Listed entries:
○ ○ ○ ○ ○ ○ ○
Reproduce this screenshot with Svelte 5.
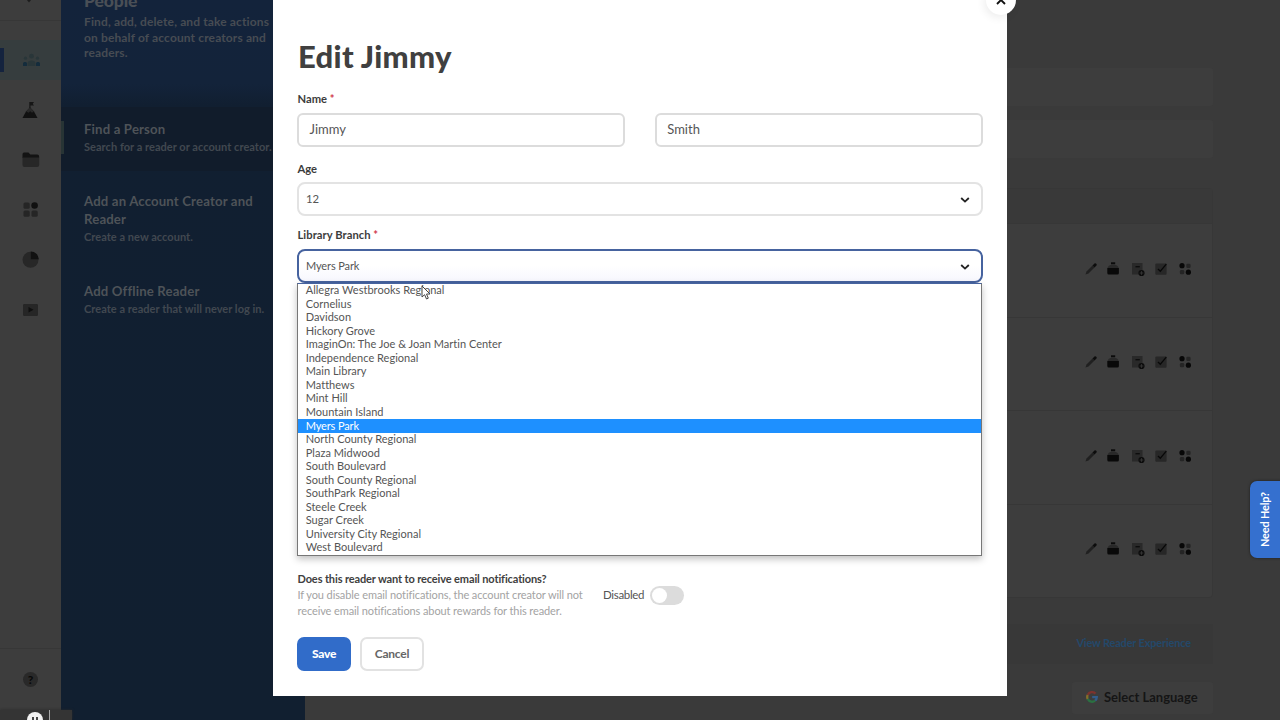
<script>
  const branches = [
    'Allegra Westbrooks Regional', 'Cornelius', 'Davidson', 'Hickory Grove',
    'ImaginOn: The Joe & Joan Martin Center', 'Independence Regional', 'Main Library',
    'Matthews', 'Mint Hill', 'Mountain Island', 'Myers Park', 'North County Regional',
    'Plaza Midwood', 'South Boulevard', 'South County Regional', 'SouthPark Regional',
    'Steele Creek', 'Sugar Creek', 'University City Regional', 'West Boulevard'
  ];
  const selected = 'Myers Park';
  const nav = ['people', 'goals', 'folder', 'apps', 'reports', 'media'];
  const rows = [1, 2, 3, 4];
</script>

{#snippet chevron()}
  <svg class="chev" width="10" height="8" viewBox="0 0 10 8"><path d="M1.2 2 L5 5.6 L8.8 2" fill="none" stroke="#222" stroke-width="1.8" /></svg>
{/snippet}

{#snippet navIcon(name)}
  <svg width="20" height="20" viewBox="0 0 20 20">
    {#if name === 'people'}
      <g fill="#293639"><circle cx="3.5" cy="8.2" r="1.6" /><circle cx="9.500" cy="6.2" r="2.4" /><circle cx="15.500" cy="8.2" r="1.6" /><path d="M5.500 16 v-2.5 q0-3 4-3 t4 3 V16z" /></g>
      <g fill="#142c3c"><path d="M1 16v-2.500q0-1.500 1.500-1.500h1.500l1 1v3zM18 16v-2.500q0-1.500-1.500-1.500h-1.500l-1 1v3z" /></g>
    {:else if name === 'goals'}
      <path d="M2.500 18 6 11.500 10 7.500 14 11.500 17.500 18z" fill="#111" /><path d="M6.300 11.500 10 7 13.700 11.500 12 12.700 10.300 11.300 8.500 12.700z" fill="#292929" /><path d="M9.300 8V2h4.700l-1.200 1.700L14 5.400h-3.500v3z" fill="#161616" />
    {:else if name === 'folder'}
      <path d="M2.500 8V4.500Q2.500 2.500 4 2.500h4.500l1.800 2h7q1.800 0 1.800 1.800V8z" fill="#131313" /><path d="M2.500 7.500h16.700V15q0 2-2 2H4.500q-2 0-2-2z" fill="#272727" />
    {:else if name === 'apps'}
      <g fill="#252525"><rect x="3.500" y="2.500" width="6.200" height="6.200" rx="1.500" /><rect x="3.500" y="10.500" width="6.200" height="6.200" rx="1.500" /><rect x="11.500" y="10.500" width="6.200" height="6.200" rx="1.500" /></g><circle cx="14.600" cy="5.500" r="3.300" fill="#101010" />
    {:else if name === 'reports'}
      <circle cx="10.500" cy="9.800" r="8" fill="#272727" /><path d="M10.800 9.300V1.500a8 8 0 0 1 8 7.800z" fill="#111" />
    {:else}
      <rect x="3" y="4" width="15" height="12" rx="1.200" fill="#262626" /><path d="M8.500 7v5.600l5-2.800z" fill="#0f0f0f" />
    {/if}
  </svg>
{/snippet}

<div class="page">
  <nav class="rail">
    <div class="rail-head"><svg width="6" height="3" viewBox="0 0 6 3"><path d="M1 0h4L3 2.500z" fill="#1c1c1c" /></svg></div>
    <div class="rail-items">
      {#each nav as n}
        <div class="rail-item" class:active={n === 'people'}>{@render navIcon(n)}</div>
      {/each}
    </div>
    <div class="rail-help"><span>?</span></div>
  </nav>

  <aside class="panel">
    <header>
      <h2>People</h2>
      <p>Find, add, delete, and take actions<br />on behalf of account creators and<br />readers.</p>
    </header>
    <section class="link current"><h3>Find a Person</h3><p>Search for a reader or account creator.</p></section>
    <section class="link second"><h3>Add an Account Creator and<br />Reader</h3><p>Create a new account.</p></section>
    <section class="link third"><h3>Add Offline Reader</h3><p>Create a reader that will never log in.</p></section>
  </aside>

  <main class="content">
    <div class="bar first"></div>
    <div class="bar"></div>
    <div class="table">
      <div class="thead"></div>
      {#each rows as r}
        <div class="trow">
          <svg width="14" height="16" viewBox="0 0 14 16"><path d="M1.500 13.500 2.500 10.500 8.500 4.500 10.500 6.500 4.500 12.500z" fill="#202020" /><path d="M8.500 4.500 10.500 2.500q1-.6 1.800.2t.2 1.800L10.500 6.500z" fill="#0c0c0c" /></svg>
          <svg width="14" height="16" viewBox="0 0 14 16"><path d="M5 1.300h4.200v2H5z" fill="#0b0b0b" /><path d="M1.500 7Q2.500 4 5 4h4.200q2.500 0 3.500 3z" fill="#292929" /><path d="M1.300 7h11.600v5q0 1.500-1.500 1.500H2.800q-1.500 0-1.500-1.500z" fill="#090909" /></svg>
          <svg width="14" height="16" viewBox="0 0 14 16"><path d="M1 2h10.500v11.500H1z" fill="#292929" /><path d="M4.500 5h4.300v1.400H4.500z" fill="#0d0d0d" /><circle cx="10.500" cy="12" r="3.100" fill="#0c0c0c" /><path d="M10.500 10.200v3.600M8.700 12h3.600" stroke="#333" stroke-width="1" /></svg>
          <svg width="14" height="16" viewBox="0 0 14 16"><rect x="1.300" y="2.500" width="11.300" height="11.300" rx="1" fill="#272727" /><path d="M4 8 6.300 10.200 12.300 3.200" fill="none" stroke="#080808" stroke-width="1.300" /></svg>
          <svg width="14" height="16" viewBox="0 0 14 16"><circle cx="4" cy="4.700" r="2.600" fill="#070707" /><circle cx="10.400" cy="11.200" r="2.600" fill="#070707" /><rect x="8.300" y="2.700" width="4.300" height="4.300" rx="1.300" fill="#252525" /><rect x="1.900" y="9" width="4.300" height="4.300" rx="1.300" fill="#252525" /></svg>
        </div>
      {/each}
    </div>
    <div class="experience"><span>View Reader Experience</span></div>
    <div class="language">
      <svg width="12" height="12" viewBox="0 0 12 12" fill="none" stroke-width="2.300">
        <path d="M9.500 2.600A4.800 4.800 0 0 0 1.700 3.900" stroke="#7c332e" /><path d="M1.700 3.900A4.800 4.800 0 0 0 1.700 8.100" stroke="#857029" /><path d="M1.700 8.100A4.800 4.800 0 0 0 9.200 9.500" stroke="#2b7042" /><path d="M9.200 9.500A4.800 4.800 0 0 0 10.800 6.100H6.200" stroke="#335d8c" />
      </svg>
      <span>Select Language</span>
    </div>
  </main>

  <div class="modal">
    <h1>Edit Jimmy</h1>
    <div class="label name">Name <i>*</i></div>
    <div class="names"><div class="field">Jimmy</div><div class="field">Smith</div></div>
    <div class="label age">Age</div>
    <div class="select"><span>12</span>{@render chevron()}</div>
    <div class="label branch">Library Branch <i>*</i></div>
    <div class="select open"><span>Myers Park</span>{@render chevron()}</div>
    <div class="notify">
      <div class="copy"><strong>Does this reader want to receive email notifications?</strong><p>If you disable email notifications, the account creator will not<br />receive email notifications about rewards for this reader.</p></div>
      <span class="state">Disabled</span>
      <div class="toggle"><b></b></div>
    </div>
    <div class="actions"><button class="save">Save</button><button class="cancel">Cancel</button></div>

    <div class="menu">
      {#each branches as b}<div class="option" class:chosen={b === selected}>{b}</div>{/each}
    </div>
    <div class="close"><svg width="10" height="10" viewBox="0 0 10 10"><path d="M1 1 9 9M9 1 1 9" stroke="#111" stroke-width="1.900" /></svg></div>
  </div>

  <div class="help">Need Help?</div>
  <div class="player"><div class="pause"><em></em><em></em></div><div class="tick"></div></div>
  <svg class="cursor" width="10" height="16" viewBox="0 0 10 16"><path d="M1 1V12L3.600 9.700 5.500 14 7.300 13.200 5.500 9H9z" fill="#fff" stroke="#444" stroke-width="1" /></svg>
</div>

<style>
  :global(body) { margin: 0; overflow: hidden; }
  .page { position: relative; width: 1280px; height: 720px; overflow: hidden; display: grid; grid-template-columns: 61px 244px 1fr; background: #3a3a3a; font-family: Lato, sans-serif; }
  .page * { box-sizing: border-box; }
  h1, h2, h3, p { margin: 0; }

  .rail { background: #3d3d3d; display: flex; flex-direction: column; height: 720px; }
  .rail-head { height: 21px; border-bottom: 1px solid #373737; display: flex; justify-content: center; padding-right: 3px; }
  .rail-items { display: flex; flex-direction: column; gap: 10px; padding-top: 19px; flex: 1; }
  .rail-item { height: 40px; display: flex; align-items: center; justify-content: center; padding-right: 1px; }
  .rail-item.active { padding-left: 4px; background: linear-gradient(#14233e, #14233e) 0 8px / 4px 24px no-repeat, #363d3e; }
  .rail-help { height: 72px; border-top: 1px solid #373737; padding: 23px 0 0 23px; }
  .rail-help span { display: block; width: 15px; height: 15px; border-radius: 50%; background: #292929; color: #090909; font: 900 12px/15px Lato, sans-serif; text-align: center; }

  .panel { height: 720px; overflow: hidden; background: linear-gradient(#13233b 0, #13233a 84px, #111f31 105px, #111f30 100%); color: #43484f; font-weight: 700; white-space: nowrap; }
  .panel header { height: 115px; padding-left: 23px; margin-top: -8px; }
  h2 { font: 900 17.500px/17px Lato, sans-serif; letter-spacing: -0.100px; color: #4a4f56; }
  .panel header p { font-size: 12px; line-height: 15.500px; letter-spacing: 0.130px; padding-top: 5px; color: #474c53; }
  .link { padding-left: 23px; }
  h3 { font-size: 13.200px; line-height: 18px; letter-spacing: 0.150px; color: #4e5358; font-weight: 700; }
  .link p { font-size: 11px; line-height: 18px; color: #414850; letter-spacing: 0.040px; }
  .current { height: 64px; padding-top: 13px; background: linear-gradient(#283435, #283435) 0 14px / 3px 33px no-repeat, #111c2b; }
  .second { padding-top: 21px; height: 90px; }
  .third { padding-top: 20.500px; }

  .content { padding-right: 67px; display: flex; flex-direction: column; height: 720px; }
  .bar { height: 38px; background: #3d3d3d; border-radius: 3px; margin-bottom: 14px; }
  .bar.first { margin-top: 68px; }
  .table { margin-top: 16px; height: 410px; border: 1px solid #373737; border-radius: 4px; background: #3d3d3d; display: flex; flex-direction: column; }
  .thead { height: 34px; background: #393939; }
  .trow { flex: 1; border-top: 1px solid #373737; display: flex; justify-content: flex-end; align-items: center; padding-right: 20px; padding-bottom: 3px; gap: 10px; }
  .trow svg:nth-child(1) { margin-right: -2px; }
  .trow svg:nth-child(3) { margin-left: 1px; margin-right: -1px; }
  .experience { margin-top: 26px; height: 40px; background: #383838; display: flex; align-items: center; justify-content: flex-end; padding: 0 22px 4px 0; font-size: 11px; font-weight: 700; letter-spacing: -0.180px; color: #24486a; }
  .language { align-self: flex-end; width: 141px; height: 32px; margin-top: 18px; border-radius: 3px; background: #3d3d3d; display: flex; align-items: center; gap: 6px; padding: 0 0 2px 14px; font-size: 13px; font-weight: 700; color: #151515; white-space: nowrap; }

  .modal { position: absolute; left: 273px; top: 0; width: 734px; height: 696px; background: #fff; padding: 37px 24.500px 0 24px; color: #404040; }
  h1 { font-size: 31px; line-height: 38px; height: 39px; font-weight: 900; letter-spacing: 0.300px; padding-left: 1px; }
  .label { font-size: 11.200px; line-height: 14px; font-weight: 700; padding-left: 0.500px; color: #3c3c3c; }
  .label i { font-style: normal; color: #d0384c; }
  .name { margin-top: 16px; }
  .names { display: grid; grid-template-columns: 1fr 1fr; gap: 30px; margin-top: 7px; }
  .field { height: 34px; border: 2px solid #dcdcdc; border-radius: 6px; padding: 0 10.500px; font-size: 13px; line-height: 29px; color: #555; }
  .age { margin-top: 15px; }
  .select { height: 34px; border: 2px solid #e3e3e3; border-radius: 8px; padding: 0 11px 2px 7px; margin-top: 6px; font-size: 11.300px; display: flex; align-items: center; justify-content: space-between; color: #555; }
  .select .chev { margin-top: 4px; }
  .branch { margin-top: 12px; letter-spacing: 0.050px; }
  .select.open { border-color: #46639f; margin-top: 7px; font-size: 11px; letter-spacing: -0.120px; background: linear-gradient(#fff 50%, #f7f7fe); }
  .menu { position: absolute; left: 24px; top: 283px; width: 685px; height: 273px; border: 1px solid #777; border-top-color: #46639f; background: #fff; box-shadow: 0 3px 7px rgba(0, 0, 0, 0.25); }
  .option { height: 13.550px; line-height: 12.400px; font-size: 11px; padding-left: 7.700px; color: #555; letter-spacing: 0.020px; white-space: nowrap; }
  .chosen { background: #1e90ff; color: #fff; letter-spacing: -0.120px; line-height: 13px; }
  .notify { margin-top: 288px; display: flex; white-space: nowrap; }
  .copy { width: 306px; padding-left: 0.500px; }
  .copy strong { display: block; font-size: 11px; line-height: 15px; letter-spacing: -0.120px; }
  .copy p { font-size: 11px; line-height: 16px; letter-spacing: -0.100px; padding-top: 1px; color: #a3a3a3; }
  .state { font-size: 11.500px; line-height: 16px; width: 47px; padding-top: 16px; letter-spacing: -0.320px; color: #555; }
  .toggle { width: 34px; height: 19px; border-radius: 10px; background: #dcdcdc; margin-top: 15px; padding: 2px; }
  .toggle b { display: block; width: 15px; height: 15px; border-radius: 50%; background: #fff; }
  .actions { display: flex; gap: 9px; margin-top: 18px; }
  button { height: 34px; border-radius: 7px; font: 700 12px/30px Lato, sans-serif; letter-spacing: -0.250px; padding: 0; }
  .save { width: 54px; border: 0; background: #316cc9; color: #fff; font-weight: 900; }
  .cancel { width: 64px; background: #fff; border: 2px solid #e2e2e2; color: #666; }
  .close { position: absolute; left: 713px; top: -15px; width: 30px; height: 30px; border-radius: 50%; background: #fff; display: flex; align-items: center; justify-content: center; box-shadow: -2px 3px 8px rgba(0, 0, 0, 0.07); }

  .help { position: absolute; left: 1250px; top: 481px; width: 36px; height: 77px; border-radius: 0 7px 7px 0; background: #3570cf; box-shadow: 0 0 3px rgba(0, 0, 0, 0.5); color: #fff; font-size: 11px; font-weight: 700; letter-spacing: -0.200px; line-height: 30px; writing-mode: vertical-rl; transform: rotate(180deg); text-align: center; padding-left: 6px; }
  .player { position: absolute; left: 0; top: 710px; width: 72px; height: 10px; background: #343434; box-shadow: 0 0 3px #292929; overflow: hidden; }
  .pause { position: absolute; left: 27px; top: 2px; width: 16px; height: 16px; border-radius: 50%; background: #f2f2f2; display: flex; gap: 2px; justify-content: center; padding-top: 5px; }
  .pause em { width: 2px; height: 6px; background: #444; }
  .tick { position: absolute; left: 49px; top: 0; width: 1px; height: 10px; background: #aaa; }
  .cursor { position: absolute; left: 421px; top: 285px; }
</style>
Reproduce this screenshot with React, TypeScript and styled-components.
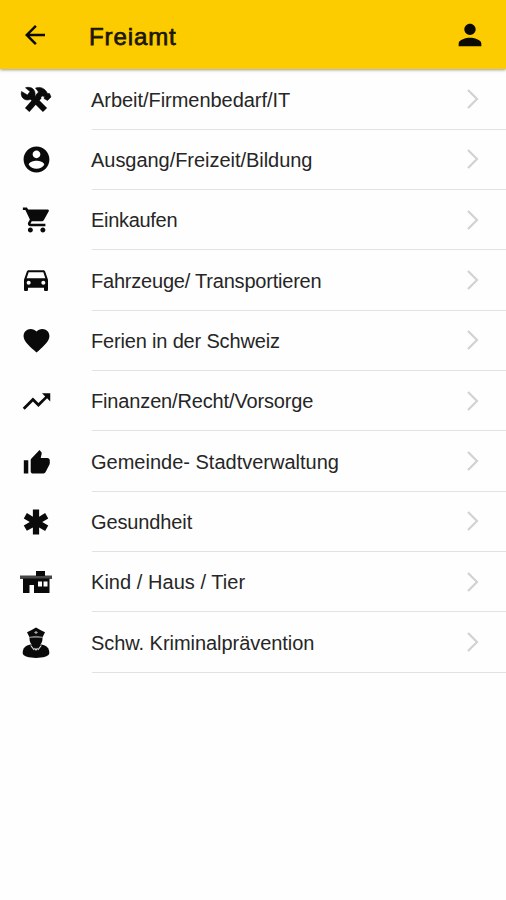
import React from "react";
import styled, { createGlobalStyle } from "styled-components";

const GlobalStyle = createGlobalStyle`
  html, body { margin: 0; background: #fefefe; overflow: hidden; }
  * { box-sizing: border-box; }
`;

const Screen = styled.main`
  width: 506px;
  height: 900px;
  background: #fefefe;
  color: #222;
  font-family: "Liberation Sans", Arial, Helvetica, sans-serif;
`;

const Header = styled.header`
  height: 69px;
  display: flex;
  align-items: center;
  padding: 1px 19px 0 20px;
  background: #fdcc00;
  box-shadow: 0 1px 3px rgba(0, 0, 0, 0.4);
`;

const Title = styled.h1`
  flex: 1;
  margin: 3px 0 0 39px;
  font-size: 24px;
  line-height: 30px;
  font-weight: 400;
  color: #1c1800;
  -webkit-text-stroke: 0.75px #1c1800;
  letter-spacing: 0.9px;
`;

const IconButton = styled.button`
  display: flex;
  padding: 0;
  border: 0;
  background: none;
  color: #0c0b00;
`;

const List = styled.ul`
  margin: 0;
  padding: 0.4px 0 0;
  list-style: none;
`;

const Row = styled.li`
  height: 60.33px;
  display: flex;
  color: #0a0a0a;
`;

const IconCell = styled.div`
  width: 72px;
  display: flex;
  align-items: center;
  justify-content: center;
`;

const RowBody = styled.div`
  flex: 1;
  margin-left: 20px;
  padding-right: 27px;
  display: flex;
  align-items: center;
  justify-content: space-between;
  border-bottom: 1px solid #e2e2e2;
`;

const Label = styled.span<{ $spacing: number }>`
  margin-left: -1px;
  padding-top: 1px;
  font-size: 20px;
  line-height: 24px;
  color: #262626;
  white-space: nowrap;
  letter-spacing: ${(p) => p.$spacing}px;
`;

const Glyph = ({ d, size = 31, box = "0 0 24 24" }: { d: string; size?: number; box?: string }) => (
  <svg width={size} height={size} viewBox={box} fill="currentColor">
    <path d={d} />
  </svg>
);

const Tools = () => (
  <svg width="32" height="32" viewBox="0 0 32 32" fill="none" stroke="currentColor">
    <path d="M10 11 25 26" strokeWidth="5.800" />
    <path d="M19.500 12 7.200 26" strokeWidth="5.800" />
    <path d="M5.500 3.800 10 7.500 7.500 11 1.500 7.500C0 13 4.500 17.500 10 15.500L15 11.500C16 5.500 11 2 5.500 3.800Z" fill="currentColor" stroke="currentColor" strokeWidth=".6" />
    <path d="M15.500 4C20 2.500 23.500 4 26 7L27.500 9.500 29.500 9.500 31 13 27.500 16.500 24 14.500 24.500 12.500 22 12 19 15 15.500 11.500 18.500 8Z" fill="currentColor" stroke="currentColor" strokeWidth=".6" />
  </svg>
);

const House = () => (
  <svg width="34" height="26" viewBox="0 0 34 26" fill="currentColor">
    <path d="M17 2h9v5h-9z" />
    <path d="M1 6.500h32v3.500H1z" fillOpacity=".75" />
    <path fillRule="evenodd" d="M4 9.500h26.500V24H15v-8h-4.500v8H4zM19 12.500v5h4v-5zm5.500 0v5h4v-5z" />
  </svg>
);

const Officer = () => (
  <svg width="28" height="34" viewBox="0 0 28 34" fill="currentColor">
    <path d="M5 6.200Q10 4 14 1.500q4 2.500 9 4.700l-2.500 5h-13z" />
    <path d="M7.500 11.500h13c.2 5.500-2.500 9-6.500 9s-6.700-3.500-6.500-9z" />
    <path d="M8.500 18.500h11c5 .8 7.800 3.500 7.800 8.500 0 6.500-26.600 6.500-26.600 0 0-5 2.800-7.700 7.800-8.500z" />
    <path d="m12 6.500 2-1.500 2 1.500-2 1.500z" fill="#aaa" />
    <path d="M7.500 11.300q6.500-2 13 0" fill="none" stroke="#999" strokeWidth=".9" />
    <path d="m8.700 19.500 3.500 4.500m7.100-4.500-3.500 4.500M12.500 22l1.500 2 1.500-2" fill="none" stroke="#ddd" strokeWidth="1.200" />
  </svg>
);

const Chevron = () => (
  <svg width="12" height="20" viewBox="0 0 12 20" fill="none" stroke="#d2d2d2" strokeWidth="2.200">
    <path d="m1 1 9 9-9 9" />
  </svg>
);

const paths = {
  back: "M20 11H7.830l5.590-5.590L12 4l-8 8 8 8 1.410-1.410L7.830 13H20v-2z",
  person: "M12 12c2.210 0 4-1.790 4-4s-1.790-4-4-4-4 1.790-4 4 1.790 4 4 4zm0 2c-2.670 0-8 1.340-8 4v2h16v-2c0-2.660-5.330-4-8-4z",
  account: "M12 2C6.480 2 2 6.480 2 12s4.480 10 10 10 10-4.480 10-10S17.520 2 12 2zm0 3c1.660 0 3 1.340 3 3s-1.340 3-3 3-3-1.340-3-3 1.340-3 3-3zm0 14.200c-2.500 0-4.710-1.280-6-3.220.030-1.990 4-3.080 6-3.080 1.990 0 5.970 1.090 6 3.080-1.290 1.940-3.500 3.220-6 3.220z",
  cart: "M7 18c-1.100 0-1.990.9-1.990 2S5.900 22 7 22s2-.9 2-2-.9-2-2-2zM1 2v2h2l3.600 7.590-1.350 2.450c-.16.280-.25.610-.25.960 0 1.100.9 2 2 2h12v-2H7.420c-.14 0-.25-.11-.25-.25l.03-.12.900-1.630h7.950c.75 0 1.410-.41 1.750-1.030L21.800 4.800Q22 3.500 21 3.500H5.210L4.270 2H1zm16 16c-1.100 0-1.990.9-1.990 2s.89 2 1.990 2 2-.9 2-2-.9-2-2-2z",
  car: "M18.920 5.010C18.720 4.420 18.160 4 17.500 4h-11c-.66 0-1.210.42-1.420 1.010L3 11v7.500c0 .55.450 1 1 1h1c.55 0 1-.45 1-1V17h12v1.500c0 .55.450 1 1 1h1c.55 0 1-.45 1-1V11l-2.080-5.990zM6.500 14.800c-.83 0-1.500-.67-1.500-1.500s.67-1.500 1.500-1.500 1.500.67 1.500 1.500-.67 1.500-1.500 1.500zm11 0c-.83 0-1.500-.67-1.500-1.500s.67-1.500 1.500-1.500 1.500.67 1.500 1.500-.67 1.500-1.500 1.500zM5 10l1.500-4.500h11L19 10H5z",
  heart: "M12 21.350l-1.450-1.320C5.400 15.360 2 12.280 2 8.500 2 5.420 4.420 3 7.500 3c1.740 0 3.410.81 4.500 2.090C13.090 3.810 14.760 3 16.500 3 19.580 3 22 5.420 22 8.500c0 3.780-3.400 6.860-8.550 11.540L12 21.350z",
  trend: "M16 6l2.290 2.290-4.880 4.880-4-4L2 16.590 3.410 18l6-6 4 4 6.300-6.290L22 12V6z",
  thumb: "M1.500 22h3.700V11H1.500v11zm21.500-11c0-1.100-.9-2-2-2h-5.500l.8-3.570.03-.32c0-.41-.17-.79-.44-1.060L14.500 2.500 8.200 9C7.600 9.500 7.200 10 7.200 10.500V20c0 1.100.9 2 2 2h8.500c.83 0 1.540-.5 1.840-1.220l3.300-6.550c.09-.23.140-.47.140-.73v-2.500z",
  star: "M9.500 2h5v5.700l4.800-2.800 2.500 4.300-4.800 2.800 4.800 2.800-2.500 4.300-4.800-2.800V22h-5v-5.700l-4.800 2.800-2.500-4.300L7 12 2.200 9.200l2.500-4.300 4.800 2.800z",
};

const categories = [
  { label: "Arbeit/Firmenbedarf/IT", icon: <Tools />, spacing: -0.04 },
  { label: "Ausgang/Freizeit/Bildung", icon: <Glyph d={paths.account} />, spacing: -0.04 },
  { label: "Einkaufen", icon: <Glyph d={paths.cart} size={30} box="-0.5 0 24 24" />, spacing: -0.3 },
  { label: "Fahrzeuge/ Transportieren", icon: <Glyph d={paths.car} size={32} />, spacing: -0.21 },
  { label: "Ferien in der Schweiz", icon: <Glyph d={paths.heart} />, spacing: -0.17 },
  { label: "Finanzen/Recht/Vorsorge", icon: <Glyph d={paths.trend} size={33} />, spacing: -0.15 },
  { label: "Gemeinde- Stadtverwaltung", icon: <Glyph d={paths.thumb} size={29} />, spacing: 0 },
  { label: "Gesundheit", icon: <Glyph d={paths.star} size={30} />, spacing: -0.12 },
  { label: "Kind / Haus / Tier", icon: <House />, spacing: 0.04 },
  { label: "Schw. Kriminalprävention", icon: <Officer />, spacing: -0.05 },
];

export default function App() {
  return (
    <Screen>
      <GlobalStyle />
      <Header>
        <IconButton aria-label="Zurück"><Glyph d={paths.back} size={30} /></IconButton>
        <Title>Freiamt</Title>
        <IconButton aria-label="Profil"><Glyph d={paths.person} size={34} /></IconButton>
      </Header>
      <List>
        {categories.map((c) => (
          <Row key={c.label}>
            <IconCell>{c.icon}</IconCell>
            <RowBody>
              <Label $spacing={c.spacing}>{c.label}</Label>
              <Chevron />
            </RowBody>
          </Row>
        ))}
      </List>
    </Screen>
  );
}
○ ○ ○ ○ ○ ○ ○
The problem:
Which lines hold the word "components"? Show each one.

Answer:
Reproduce this screenshot with React, TypeScript and styled-components.
import styled, { createGlobalStyle } from "styled-components";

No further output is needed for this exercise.